The second version is reversal. This is where one romanticizes and privileges a culture other than one's own. In reversed polarization, one privileges “them” while demonizing "us." But it's still polarization of good culture and bad culture.

Stage 3: Minimization.

This is kind of a return in the direction of denial except that people at this stage do recognize cultural differences, but they downplay their importance. Cultural differences are all seen as superficial because deep down we're all the same. Minimization over-emphasizes commonality.

Stage 4: Acceptance.

We might also call it openness and curiosity. At this stage there is an understanding the cultural differences are real and profoundly meaningful. This much was also understood at the Polarization stage, but whereas polarization involved demonizing one side or the other of that difference, the acceptance stage involves curiosity and openness about differences. Difference is recognized as important, but difference is explored without judgment or evaluation.

Stage 5: Adaptation, also known as intercultural competence.

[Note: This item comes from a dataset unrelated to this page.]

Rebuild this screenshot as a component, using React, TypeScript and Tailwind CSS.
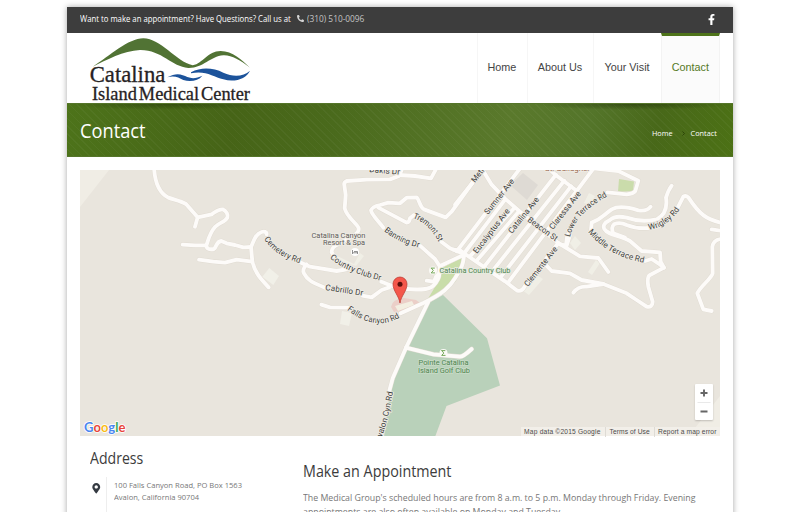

Intercultural competence is the ability to shift cultural perspective and adapt behavior to fit with the other person's culture, recognizing both the similarities and differences of their culture with yours. It's not assimilation. Assimilation is a permanent change from your original culture to a new culture. Adaptation, intercultural competence, involves the ability to make temporary shifts into a different culture in order to be more effective in a particular situation.

At what stage do you think you are? Most Unitarian Universalists are in the middle: at the minimization stage. We love to say people are basically the same - minimizing the powerful difference that culture makes. And there are commonalities. Yet let us not diminish real difference.

The path of liberation leads ultimately beyond minimization to acceptance and adaptation -- and many of us, if not all, can joyously take that path. May it be so. Amen.